<<<<
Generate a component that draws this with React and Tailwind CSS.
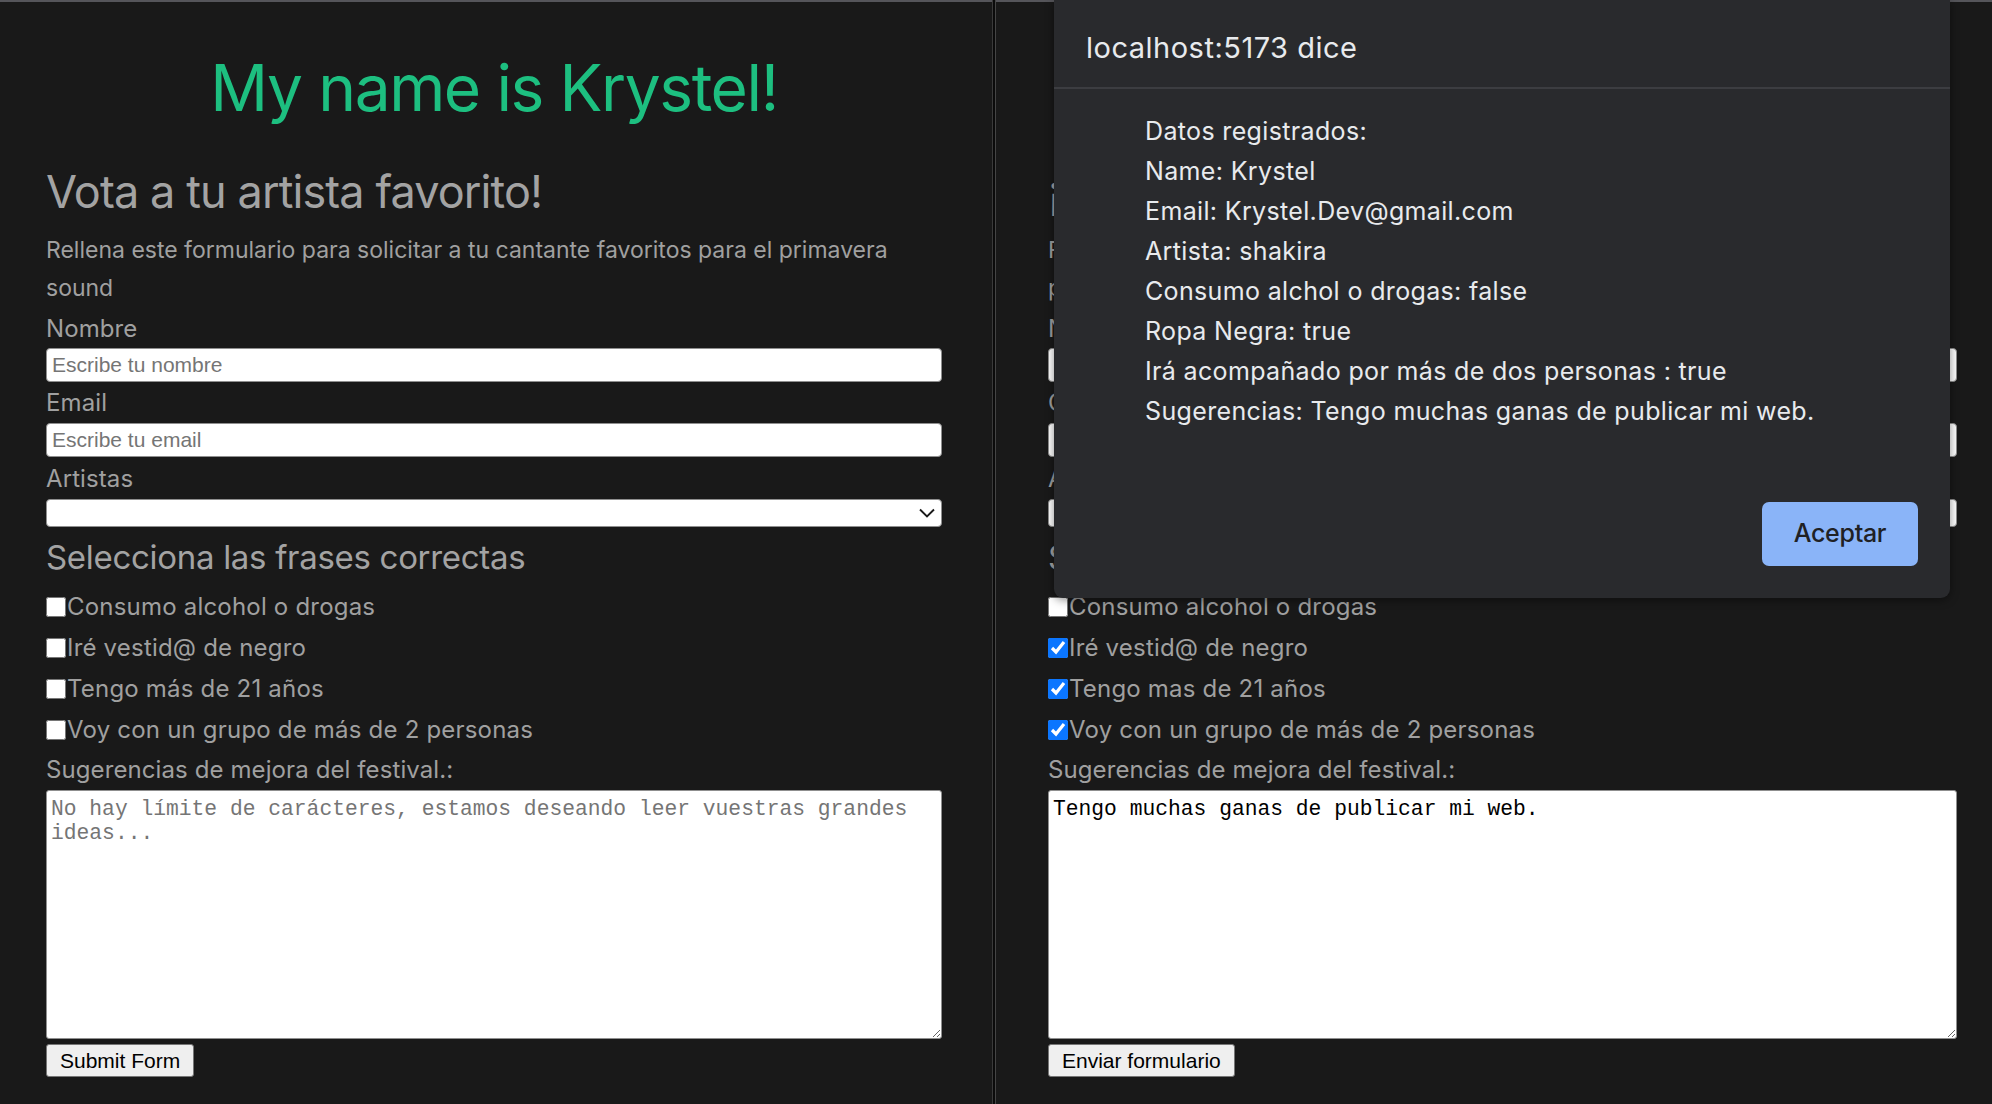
import { useState } from "react";

const checks = [
  "Consumo alcohol o drogas",
  "Iré vestid@ de negro",
  "Tengo más de 21 años",
  "Voy con un grupo de más de 2 personas",
];

const checksEs = [
  "Consumo alcohol o drogas",
  "Iré vestid@ de negro",
  "Tengo mas de 21 años",
  "Voy con un grupo de más de 2 personas",
];

function Form({ right }) {
  const [values] = useState(right ? [false, true, true, true] : [false, false, false, false]);
  const labels = right ? checksEs : checks;

  return (
    <form className="flex flex-col">
      <h1 className="mt-[51px] text-center text-[64px] leading-[70px] tracking-[-1.4px] text-[#1dbf80]">
        My name is Krystel!
      </h1>
      <h2 className="mt-[42px] text-[45px] leading-[54px] tracking-[-0.9px] text-[#a3a3a3]">
        {right ? "¡Vota a tu artista favorito!" : "Vota a tu artista favorito!"}
      </h2>
      <p className="mt-[12px] text-[23px] leading-[38px] text-[#a0a0a0]">
        Rellena este formulario para solicitar a tu cantante favoritos para el
        {right ? <br /> : " "}primavera sound
      </p>

      <label className="mt-[5px] text-[24px] leading-[34px] tracking-[0.1px] text-[#a0a0a0]">Nombre</label>
      <input
        type="text"
        readOnly
        defaultValue={right ? "Krystel" : ""}
        placeholder="Escribe tu nombre"
        className="mt-[2px] h-[34px] w-full rounded-[4px] border border-[#8f8f8f] bg-white px-[5px] font-['Liberation_Sans'] text-[21px] text-black placeholder:text-[#757575] outline-none"
      />

      <label className="mt-[4px] text-[24px] leading-[34px] tracking-[0.1px] text-[#a0a0a0]">
        {right ? "Correo electrónico" : "Email"}
      </label>
      <input
        type="text"
        readOnly
        defaultValue={right ? "Krystel.Dev@gmail.com" : ""}
        placeholder="Escribe tu email"
        className="mt-[3px] h-[34px] w-full rounded-[4px] border border-[#8f8f8f] bg-white px-[5px] font-['Liberation_Sans'] text-[21px] text-black placeholder:text-[#757575] outline-none"
      />

      <label className="mt-[5px] text-[24px] leading-[34px] tracking-[0.1px] text-[#a0a0a0]">Artistas</label>
      <div className="mt-[3px] flex h-[28px] w-full items-center justify-between rounded-[4px] border border-[#8f8f8f] bg-white pl-[6px] pr-[5px] font-['Liberation_Sans'] text-[21px] text-black">
        <span>{right ? "shakira" : ""}</span>
        <svg width="18" height="12" viewBox="0 0 18 12">
          <path d="M2 2.5 L9 9.5 L16 2.5" fill="none" stroke="#1a1a1a" strokeWidth="1.9" />
        </svg>
      </div>

      <h3 className="mt-[8px] text-[33px] leading-[44px] tracking-[-0.3px] text-[#a3a3a3]">
        Selecciona las frases correctas
      </h3>

      <div className="mt-[7px] flex flex-col">
        {labels.map((text, i) => (
          <label key={text} className="flex h-[41px] items-center text-[24px] tracking-[0.2px] text-[#a0a0a0]">
            <input
              type="checkbox"
              readOnly
              checked={values[i]}
              className="m-0 h-[20px] w-[20px] accent-[#0b76ff]"
            />
            <span className="ml-[1px]">{text}</span>
          </label>
        ))}
      </div>

      <label className="mt-[3px] text-[24px] leading-[34px] tracking-[0.1px] text-[#a0a0a0]">
        Sugerencias de mejora del festival.:
      </label>
      <textarea
        readOnly
        defaultValue={right ? "Tengo muchas ganas de publicar mi web." : ""}
        placeholder="No hay límite de carácteres, estamos deseando leer vuestras grandes ideas..."
        className="mt-[3px] h-[249px] w-full rounded-[3px] border border-[#8f8f8f] bg-white px-[4px] pt-[6px] font-['Liberation_Mono'] text-[21.3px] leading-[24px] text-black placeholder:text-[#757575] outline-none"
      />

      <div className="mt-[5px]">
        <button
          type="button"
          className="h-[33px] rounded-[3px] border border-[#767676] bg-[#efefef] px-[13px] font-['Liberation_Sans'] text-[21px] text-black"
        >
          {right ? "Enviar formulario" : "Submit Form"}
        </button>
      </div>
    </form>
  );
}

function AlertDialog() {
  const lines = [
    "Datos registrados:",
    "Name: Krystel",
    "Email: Krystel.Dev@gmail.com",
    "Artista: shakira",
    "Consumo alchol o drogas: false",
    "Ropa Negra: true",
    "Irá acompañado por más de dos personas : true",
    "Sugerencias: Tengo muchas ganas de publicar mi web.",
  ];

  return (
    <div className="absolute left-[1054px] top-0 flex h-[598px] w-[896px] flex-col rounded-b-[9px] bg-[#292a2d] shadow-[0_2px_10px_rgba(0,0,0,0.45)]">
      <div className="px-[32px] pt-[28px] pb-[19px] text-[29px] leading-[40px] tracking-[0.5px] text-[#e8eaed]">
        localhost:5173 dice
      </div>
      <div className="h-[2px] bg-[#3c3d41]" />
      <div className="mt-[22px] flex flex-col pl-[91px] text-[25px] leading-[40px] tracking-[0.35px] text-[#e8eaed]">
        {lines.map((l) => (
          <div key={l}>{l}</div>
        ))}
      </div>
      <div className="mt-auto flex justify-end px-[32px] pb-[32px]">
        <button
          type="button"
          className="h-[64px] w-[156px] rounded-[7px] bg-[#8ab4f8] text-[25px] font-medium tracking-[-0.3px] text-[#202124]"
        >
          Aceptar
        </button>
      </div>
    </div>
  );
}

export default function App() {
  return (
    <div className="relative flex h-[1104px] w-[1992px] overflow-hidden bg-[#191919] font-['Inter',sans-serif]">
      <div className="h-full w-[992px] border-t-2 border-[#55555a] pl-[46px] pr-[50px]">
        <Form />
      </div>
      <div className="h-full w-px bg-[#3a3a3a]" />
      <div className="h-full w-[2px] bg-[#0b0b0b]" />
      <div className="h-full w-px bg-[#454545]" />
      <div className="h-full flex-1 border-t-2 border-[#55555a] pl-[52px] pr-[35px]">
        <Form right />
      </div>
      <AlertDialog />
    </div>
  );
}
>>>>
» **Exercise**: Output the lines above in full and exactly as given, omitting any pictures.

» **Exercise output**:
Generate a component that draws this with React and Tailwind CSS.
import { useState } from "react";

const checks = [
  "Consumo alcohol o drogas",
  "Iré vestid@ de negro",
  "Tengo más de 21 años",
  "Voy con un grupo de más de 2 personas",
];

const checksEs = [
  "Consumo alcohol o drogas",
  "Iré vestid@ de negro",
  "Tengo mas de 21 años",
  "Voy con un grupo de más de 2 personas",
];

function Form({ right }) {
  const [values] = useState(right ? [false, true, true, true] : [false, false, false, false]);
  const labels = right ? checksEs : checks;

  return (
    <form className="flex flex-col">
      <h1 className="mt-[51px] text-center text-[64px] leading-[70px] tracking-[-1.4px] text-[#1dbf80]">
        My name is Krystel!
      </h1>
      <h2 className="mt-[42px] text-[45px] leading-[54px] tracking-[-0.9px] text-[#a3a3a3]">
        {right ? "¡Vota a tu artista favorito!" : "Vota a tu artista favorito!"}
      </h2>
      <p className="mt-[12px] text-[23px] leading-[38px] text-[#a0a0a0]">
        Rellena este formulario para solicitar a tu cantante favoritos para el
        {right ? <br /> : " "}primavera sound
      </p>

      <label className="mt-[5px] text-[24px] leading-[34px] tracking-[0.1px] text-[#a0a0a0]">Nombre</label>
      <input
        type="text"
        readOnly
        defaultValue={right ? "Krystel" : ""}
        placeholder="Escribe tu nombre"
        className="mt-[2px] h-[34px] w-full rounded-[4px] border border-[#8f8f8f] bg-white px-[5px] font-['Liberation_Sans'] text-[21px] text-black placeholder:text-[#757575] outline-none"
      />

      <label className="mt-[4px] text-[24px] leading-[34px] tracking-[0.1px] text-[#a0a0a0]">
        {right ? "Correo electrónico" : "Email"}
      </label>
      <input
        type="text"
        readOnly
        defaultValue={right ? "Krystel.Dev@gmail.com" : ""}
        placeholder="Escribe tu email"
        className="mt-[3px] h-[34px] w-full rounded-[4px] border border-[#8f8f8f] bg-white px-[5px] font-['Liberation_Sans'] text-[21px] text-black placeholder:text-[#757575] outline-none"
      />

      <label className="mt-[5px] text-[24px] leading-[34px] tracking-[0.1px] text-[#a0a0a0]">Artistas</label>
      <div className="mt-[3px] flex h-[28px] w-full items-center justify-between rounded-[4px] border border-[#8f8f8f] bg-white pl-[6px] pr-[5px] font-['Liberation_Sans'] text-[21px] text-black">
        <span>{right ? "shakira" : ""}</span>
        <svg width="18" height="12" viewBox="0 0 18 12">
          <path d="M2 2.5 L9 9.5 L16 2.5" fill="none" stroke="#1a1a1a" strokeWidth="1.9" />
        </svg>
      </div>

      <h3 className="mt-[8px] text-[33px] leading-[44px] tracking-[-0.3px] text-[#a3a3a3]">
        Selecciona las frases correctas
      </h3>

      <div className="mt-[7px] flex flex-col">
        {labels.map((text, i) => (
          <label key={text} className="flex h-[41px] items-center text-[24px] tracking-[0.2px] text-[#a0a0a0]">
            <input
              type="checkbox"
              readOnly
              checked={values[i]}
              className="m-0 h-[20px] w-[20px] accent-[#0b76ff]"
            />
            <span className="ml-[1px]">{text}</span>
          </label>
        ))}
      </div>

      <label className="mt-[3px] text-[24px] leading-[34px] tracking-[0.1px] text-[#a0a0a0]">
        Sugerencias de mejora del festival.:
      </label>
      <textarea
        readOnly
        defaultValue={right ? "Tengo muchas ganas de publicar mi web." : ""}
        placeholder="No hay límite de carácteres, estamos deseando leer vuestras grandes ideas..."
        className="mt-[3px] h-[249px] w-full rounded-[3px] border border-[#8f8f8f] bg-white px-[4px] pt-[6px] font-['Liberation_Mono'] text-[21.3px] leading-[24px] text-black placeholder:text-[#757575] outline-none"
      />

      <div className="mt-[5px]">
        <button
          type="button"
          className="h-[33px] rounded-[3px] border border-[#767676] bg-[#efefef] px-[13px] font-['Liberation_Sans'] text-[21px] text-black"
        >
          {right ? "Enviar formulario" : "Submit Form"}
        </button>
      </div>
    </form>
  );
}

function AlertDialog() {
  const lines = [
    "Datos registrados:",
    "Name: Krystel",
    "Email: Krystel.Dev@gmail.com",
    "Artista: shakira",
    "Consumo alchol o drogas: false",
    "Ropa Negra: true",
    "Irá acompañado por más de dos personas : true",
    "Sugerencias: Tengo muchas ganas de publicar mi web.",
  ];

  return (
    <div className="absolute left-[1054px] top-0 flex h-[598px] w-[896px] flex-col rounded-b-[9px] bg-[#292a2d] shadow-[0_2px_10px_rgba(0,0,0,0.45)]">
      <div className="px-[32px] pt-[28px] pb-[19px] text-[29px] leading-[40px] tracking-[0.5px] text-[#e8eaed]">
        localhost:5173 dice
      </div>
      <div className="h-[2px] bg-[#3c3d41]" />
      <div className="mt-[22px] flex flex-col pl-[91px] text-[25px] leading-[40px] tracking-[0.35px] text-[#e8eaed]">
        {lines.map((l) => (
          <div key={l}>{l}</div>
        ))}
      </div>
      <div className="mt-auto flex justify-end px-[32px] pb-[32px]">
        <button
          type="button"
          className="h-[64px] w-[156px] rounded-[7px] bg-[#8ab4f8] text-[25px] font-medium tracking-[-0.3px] text-[#202124]"
        >
          Aceptar
        </button>
      </div>
    </div>
  );
}

export default function App() {
  return (
    <div className="relative flex h-[1104px] w-[1992px] overflow-hidden bg-[#191919] font-['Inter',sans-serif]">
      <div className="h-full w-[992px] border-t-2 border-[#55555a] pl-[46px] pr-[50px]">
        <Form />
      </div>
      <div className="h-full w-px bg-[#3a3a3a]" />
      <div className="h-full w-[2px] bg-[#0b0b0b]" />
      <div className="h-full w-px bg-[#454545]" />
      <div className="h-full flex-1 border-t-2 border-[#55555a] pl-[52px] pr-[35px]">
        <Form right />
      </div>
      <AlertDialog />
    </div>
  );
}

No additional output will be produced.